A las diez de la noche, por unanimidad, decidieron que ya era hora de regresar a la residencia de cada uno; antes de que todos se fueran, la propietaria del lugar en el que se encontraba les regaló una cereza como regalo final. Humberto se fue con su camarada y dos compañeras más a coger el bus que más les servía. Humberto no tenía claro dónde estaba ubicado, pero al llegar a la estación de buses principal de la ciudad, supo qué transporte le servía, cogió uno de los últimos buses del día. Eran las once de la noche, cuando Humberto cogió el bus que lo llevaba hasta su hogar, no consiguió un asiento, por lo que le tocó ubicarse parado cogiendo uno de los tubos diseñados precisamente para los momentos en los que el vehículo está muy lleno. Estuvo bostezando todo el trayecto.

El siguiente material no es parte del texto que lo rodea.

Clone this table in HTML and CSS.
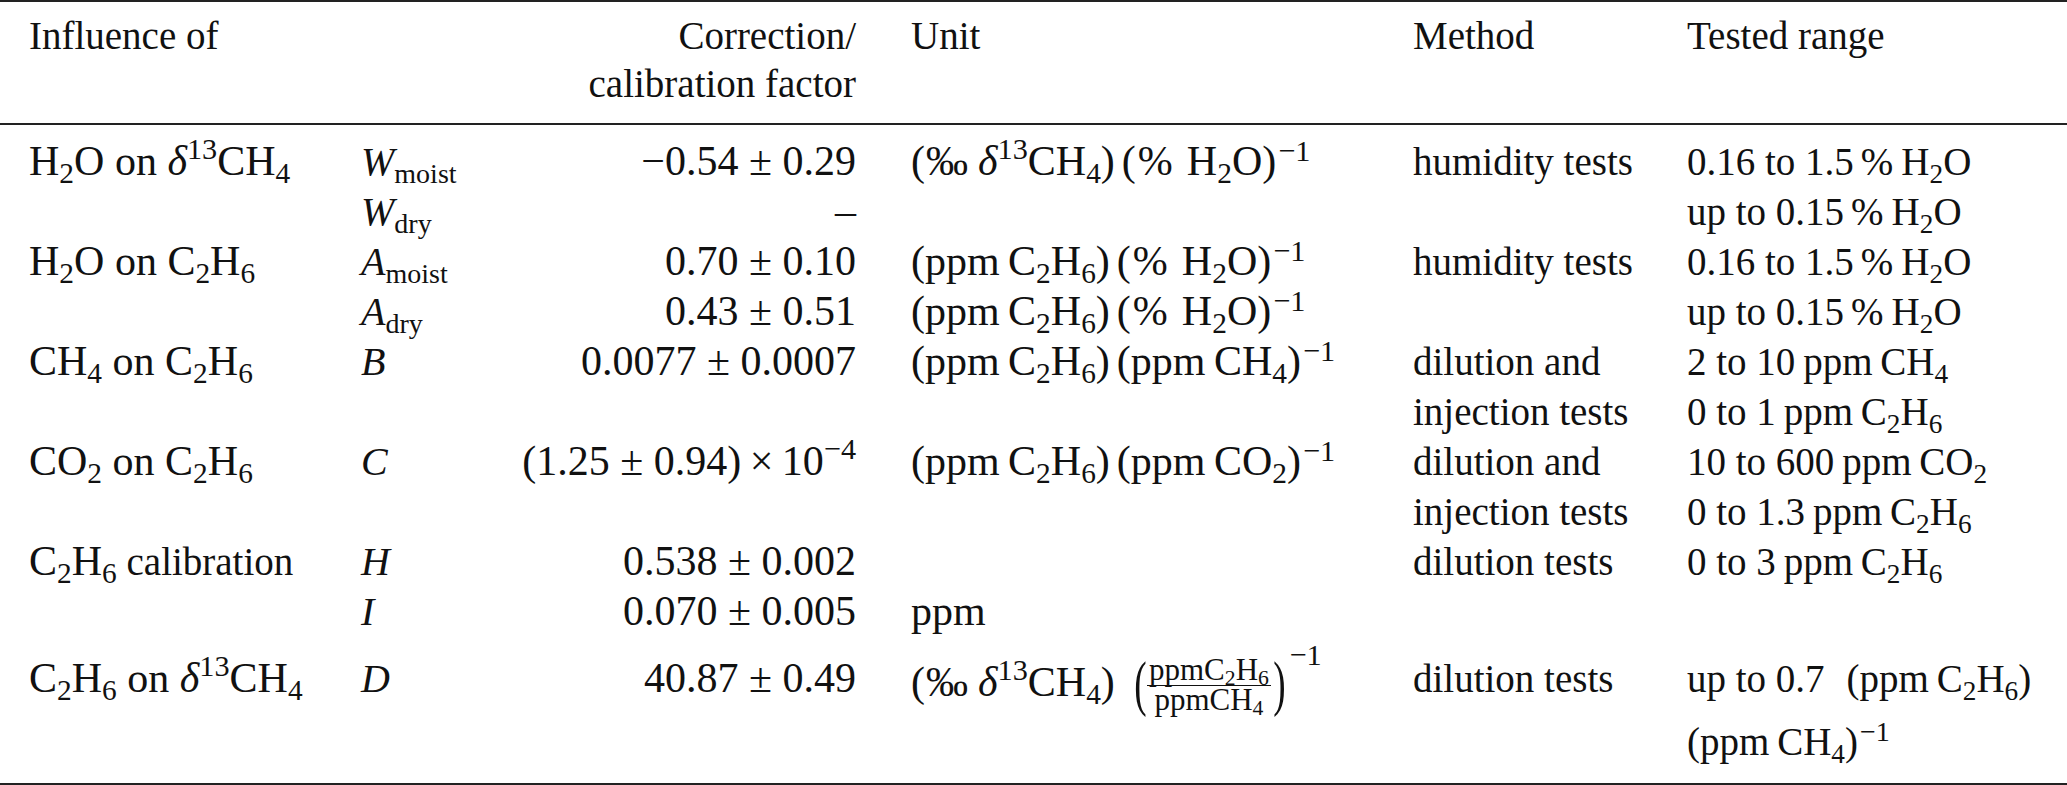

Cuando el bus llegó a la estación en la que Humberto tenía que bajarse, eran las once y media de la noche, sólo se bajó él, nadie más se quedó en esa estación, salió y se encaminó hacia su vivienda. Vio a dos hombres, caminado delante de él, uno no tenía saco ni chaqueta, sólo una camiseta roja, y el otro tenía un saco negro, y una cachucha que Humberto no supo diferenciar de color. Delante de los dos sujetos iba otro hombre, musculoso, con una maleta; al parecer los dos individuos iban a robar al tipo que iba más adelante, pero cuando vieron que Humberto venía detrás de ellos, empezaron a caminar más despacio y cambiaron su rumbo, pues iban por la cuadra paralela a la de Humberto, este último, siguió caminando tranquilo, pasó cerca de ellos confiado en que Dios lo protegiera de cualquier tragedia.

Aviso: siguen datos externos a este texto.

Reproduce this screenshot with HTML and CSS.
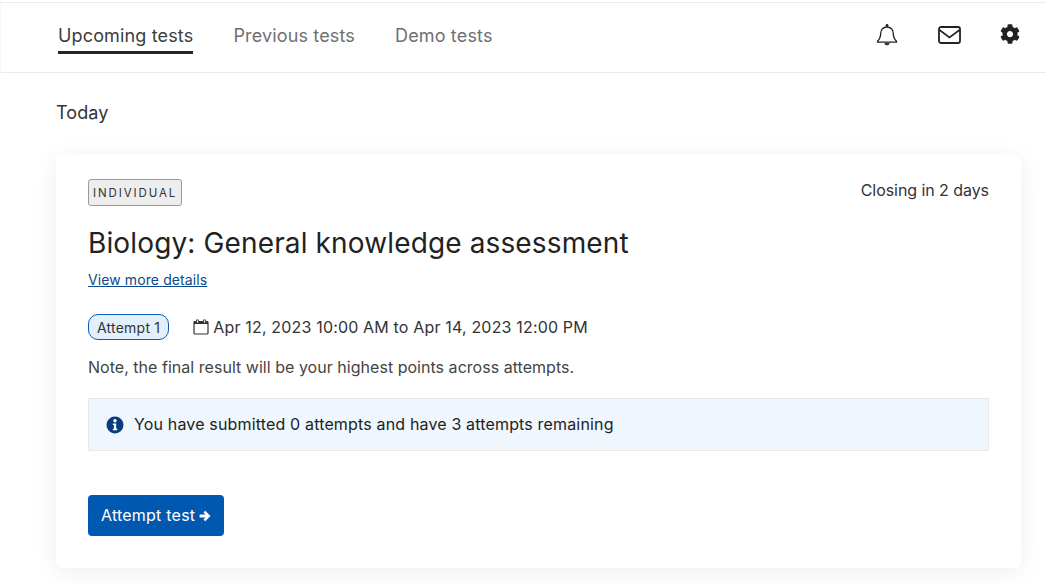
FILE: index.html
```html
<!DOCTYPE html>
<html lang="en">
<head>
<meta charset="utf-8">
<title>Tests</title>
<link rel="stylesheet" href="styles.css">
</head>
<body>
<header class="topbar">
  <nav class="tabs">
    <a class="tab active">Upcoming tests</a>
    <a class="tab">Previous tests</a>
    <a class="tab">Demo tests</a>
  </nav>
  <div class="actions">
    <svg class="ico bell" viewBox="0 0 22 24" width="22" height="24"><path d="M1.500 19.300c1.800-1.700 3.200-3.600 3.200-8 0-3.600 2.600-6.300 6.300-6.300s6.300 2.700 6.300 6.300c0 4.400 1.400 6.300 3.200 8 .3.400.1.900-.4.900H1.900c-.5 0-.7-.5-.4-.9z" fill="none" stroke="#222" stroke-width="1.300"/><circle cx="11" cy="3.500" r="1.400" fill="#222"/><path d="M8.500 21h5c0 1.600-1.100 2.300-2.500 2.300S8.500 22.600 8.500 21z" fill="#333"/></svg>
    <svg class="ico mail" viewBox="0 0 23 18" width="23" height="18"><rect x="1" y="1" width="21" height="16" rx="2" fill="none" stroke="#222" stroke-width="1.800"/><path d="M1.500 4l10 7.500 10-7.500" fill="none" stroke="#222" stroke-width="1.600"/></svg>
    <svg class="ico" viewBox="0 0 512 512" width="20" height="20"><path fill="#222" d="M487.400 315.700l-42.600-24.600c4.300-23.200 4.300-47 0-70.200l42.600-24.600c4.900-2.800 7.100-8.600 5.500-14-11.100-35.600-30-67.800-54.700-94.600-3.800-4.100-10-5.100-14.800-2.300L380.800 110c-17.900-15.400-38.500-27.300-60.800-35.100V25.800c0-5.600-3.900-10.500-9.400-11.700-36.700-8.200-74.300-7.800-109.200 0-5.500 1.200-9.400 6.100-9.400 11.700V75c-22.200 7.900-42.800 19.800-60.800 35.100L88.700 85.500c-4.900-2.800-11-1.900-14.800 2.300-24.700 26.700-43.600 58.900-54.700 94.600-1.700 5.400.6 11.200 5.500 14L67.300 221c-4.300 23.200-4.300 47 0 70.200l-42.600 24.600c-4.900 2.800-7.100 8.600-5.500 14 11.100 35.600 30 67.800 54.700 94.600 3.800 4.100 10 5.100 14.800 2.300l42.600-24.600c17.900 15.400 38.500 27.300 60.800 35.100v49.200c0 5.600 3.900 10.500 9.400 11.700 36.700 8.200 74.300 7.800 109.200 0 5.500-1.200 9.400-6.100 9.400-11.700v-49.200c22.200-7.900 42.800-19.800 60.800-35.100l42.600 24.600c4.900 2.800 11 1.900 14.800-2.300 24.700-26.700 43.600-58.900 54.700-94.600 1.500-5.500-.7-11.300-5.600-14.100zM256 336c-44.100 0-80-35.900-80-80s35.900-80 80-80 80 35.900 80 80-35.900 80-80 80z"/></svg>
  </div>
</header>
<main class="content">
  <h2 class="day">Today</h2>
  <section class="card">
    <div class="card-top">
      <span class="tag">INDIVIDUAL</span>
      <span class="closing">Closing in 2 days</span>
    </div>
    <h1 class="title">Biology: General knowledge assessment</h1>
    <a class="details">View more details</a>
    <div class="meta">
      <span class="pill">Attempt 1</span>
      <span class="dates">
        <svg class="cal" viewBox="0 0 16 16" width="16" height="16"><rect x="1" y="2.500" width="14" height="12.500" rx="1" fill="none" stroke="#333" stroke-width="1.200"/><rect x="1" y="2.500" width="14" height="2.500" fill="#333"/><rect x="3.500" y="1" width="2" height="3" fill="#fff" stroke="#333" stroke-width=".8"/><rect x="10.500" y="1" width="2" height="3" fill="#fff" stroke="#333" stroke-width=".8"/></svg>
        Apr 12, 2023 10:00 AM to Apr 14, 2023 12:00 PM
      </span>
    </div>
    <p class="note">Note, the final result will be your highest points across attempts.</p>
    <div class="info">
      <svg class="info-ico" viewBox="0 0 18 18" width="18" height="18"><circle cx="9" cy="9" r="8.500" fill="#0b3a7e"/><circle cx="9" cy="4.700" r="1.700" fill="#fff"/><path d="M6.800 7.500h3.400v5.200h1.100v1.600H6.800v-1.600h1.100V9.100H6.800z" fill="#fff"/></svg>
      <span class="info-text">You have submitted 0 attempts and have 3 attempts remaining</span>
    </div>
    <button class="cta"><span class="cta-text">Attempt test</span> <svg class="arrow" viewBox="0 0 12 12" width="12" height="12"><path d="M6.200.800L11.500 6l-5.300 5.200-1.700-1.700 2-2H.6v-3h5.900l-2-2z" fill="#fff"/></svg></button>
  </section>
</main>
</body>
</html>
```
FILE: styles.css
```css
* { box-sizing: border-box; }
html, body { margin: 0; height: 585px; overflow: hidden; }
body {
  background: #fff;
  font-family: Inter, "Liberation Sans", sans-serif;
  color: #222;
  padding-top: 2px;
}
.topbar {
  height: 71px;
  border-top: 1px solid #ebebeb;
  border-bottom: 1px solid #ebebeb;
  border-left: 1px solid #f7f7f7;
  padding: 0 26px 0 57px;
  display: flex;
  justify-content: space-between;
  align-items: flex-start;
}
.tabs { display: flex; gap: 40px; padding-top: 22px; }
.tab {
  font-size: 18px;
  line-height: 22px;
  letter-spacing: .15px;
  color: #6f6f6f;
  padding-bottom: 4px;
  border-bottom: 3px solid transparent;
}
.tab.active { color: #3c3c3c; border-bottom-color: #262626; }
.actions { display: flex; align-items: center; gap: 39px; padding-top: 19px; }
.ico { display: block; }
.bell { margin-right: 1px; }
.mail { margin-top: 2px; }
.content { padding: 28px 25px 0 56px; }
.day {
  margin: 0 0 30px;
  font-size: 18px;
  line-height: 24px;
  font-weight: 400;
  letter-spacing: .1px;
  color: #333;
}
.card {
  height: 413px;
  background: #fff;
  border-radius: 6px;
  box-shadow: 0 4px 24px rgba(0, 0, 0, .07);
  padding: 24px 32px;
}
.card-top { display: flex; justify-content: space-between; align-items: flex-start; }
.tag {
  height: 27px;
  padding: 0 4px;
  display: flex;
  align-items: center;
  font-size: 11.500px;
  letter-spacing: 1.900px;
  color: #333;
  background: #ededed;
  border: 1px solid #999;
  border-radius: 3px;
}
.closing { font-size: 16px; line-height: 22px; letter-spacing: -.06px; color: #333; }
.title {
  margin: 20px 0 0;
  font-size: 28px;
  line-height: 34px;
  font-weight: 400;
  letter-spacing: .135px;
  color: #222;
}
.details {
  display: inline-block;
  margin-top: 11px;
  font-size: 14px;
  line-height: 18px;
  letter-spacing: .1px;
  color: #0b4a8c;
  text-decoration: underline;
}
.meta { display: flex; align-items: center; margin-top: 25px; gap: 24px; }
.pill {
  height: 26px;
  padding: 0 8px;
  display: flex;
  align-items: center;
  font-size: 14px;
  letter-spacing: .22px;
  color: #333;
  background: #e2effd;
  border: 1px solid #0b5cb0;
  border-radius: 10px;
}
.dates { display: flex; align-items: center; gap: 4px; font-size: 16px; letter-spacing: .17px; color: #333; }
.cal { display: block; }
.note { margin: 15px 0 0; font-size: 16px; line-height: 24px; letter-spacing: .03px; color: #444; }
.info {
  margin-top: 19px;
  height: 53px;
  display: flex;
  align-items: center;
  gap: 10px;
  padding-left: 17px;
  background: #eff6fd;
  border: 1px solid #e8e8e8;
  font-size: 16px;
  letter-spacing: .16px;
  color: #222;
}
.info-text { line-height: 22px; padding-bottom: 2px; }
.info-ico { display: block; }
.cta {
  display: flex;
  align-items: center;
  gap: 4px;
  margin-top: 44px;
  height: 41px;
  padding: 0 13px;
  background: #0058b0;
  color: #fff;
  border: 0;
  border-radius: 4px;
  font-family: inherit;
  font-size: 16px;
  letter-spacing: .22px;
}
.cta-text { line-height: 22px; padding-bottom: 2px; }
.arrow { display: block; }
```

Cuando Humberto les llevaba una distancia de más de dos metros, uno le habló – ¿tienes horas socio? -, Humberto no quiso responder y siguió caminando como si no hubiera escuchado nada, una vez más el delincuente repitió - ¿Tiene horas socio? –, Humberto se sintió fastidiado por la repetición, por lo que se detuvo, volteó su cabeza y con las manos extendidas le espetó – No tengo horas -. Fue ese el momento en el que el ladrón que tenía cachucha se le acercó; Humberto alzó sus manos al cielo y le dijo – no me haga daño, por favor -, el malhechor le esculcó uno de los bolsillos, allí tenía el celular, se lo arrebató, después le dijo que le pasara la maleta, en la cual Humberto llevaba su Biblia de hace cinco años, un cuaderno para anotar la prédica del día y un esfero. Seguidamente, el otro ladrón se acercó y sacó un puñal, Humberto estaba inmóvil de lo aterrorizado que estaba, el bandido le dijo – se lo toteo -.
A pesar de que Humberto no opuso resistencia, el maleante le introdujo el cuchillo en el vientre, produciendo en Humberto un grito horroroso - ¡ah!, ayúdame Dios, como lo has prometido siempre -. Los rateros se fueron caminando por donde venían. Humberto no sabía qué hacer, estaba a una cuadra de su casa, sus padres y su hermano lo estaban esperando, un taxi pasó cerca de donde estaba Humberto, un hombre salió y lo auxilió, lo metió en el carro, en el que había una señora y el conductor. El hombre le dijo al taxista – llevemos este hombre al hospital más cercano que haya -. El taxista lo pensó por un momento, y aceleró para encontrar la clínica más cercana. Se tardaron cinco minutos en llegar, lo atendieron inmediatamente, pero no se pudo hacer nada. Humberto falleció inobjetablemente.